# change hood



## fatboylast (Oct 28, 2012)

i was recently given a 20 gal. island deluxe 20 aquarium. it appears that the power supply is bad. light won't light; have replaced the bulb, still no light. i would like to replace the entire hood, but is permanantly glued to the aquarium, my guess is, with silicone sealant. can i remove the old hood safely without breaking the glass. any help is appreciated.


----------



## jshiloh13 (Dec 12, 2010)

i would try to use a razor knife and cut along the seem. once it starts coming up just run the knife down the seam as you pull it up.


----------



## fatboylast (Oct 28, 2012)

thanks for the quick reply. hobbiests are great. always ready to share knowledge and information.


----------



## Brian757 (Sep 24, 2012)

Do as shiloh said


----------



## coralbandit (Jul 29, 2012)

Possibly if older hood there is a starter.Look for round silver(about size of nickle or dime) piece.Turn it and pull out , easily replaced(any hardware store should have an assortment.)Bring old one with you to get correct replacement.STARTER!


----------



## drbromiandufewd (Nov 11, 2012)

fatboylast said:


> i was recently given a 20 gal. island deluxe 20 aquarium. it appears that the power supply is bad. light won't light; have replaced the bulb, still no light. i would like to replace the entire hood, but is permanantly glued to the aquarium, my guess is, with silicone sealant. can i remove the old hood safely without breaking the glass. any help is appreciated.
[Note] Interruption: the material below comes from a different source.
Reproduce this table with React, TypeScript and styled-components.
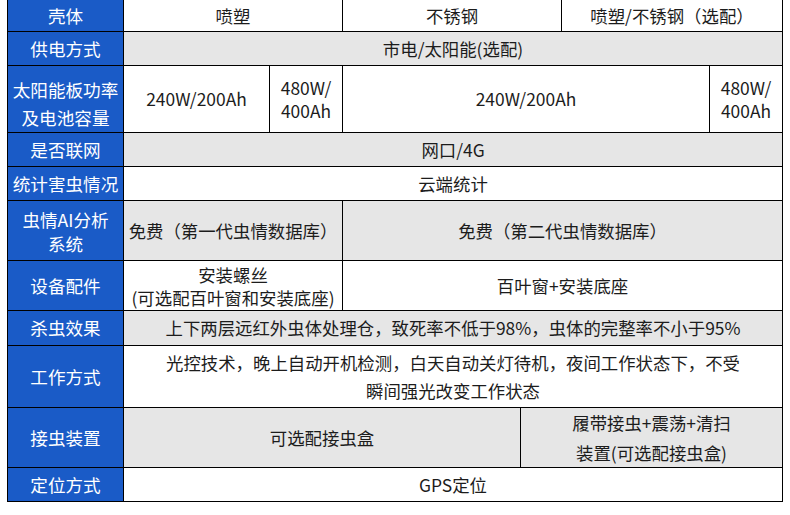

Is it a fluorescent fixture? If it is make sure you change out the starter.

Its something that will look like this










They can be picked up almost anywhere that has a hardware section and are only a few dollars.

Hope this helped!!!

As far as removing the glass, using gloves, safety glasses, a putty knife and some careful patients should do the trick.


----------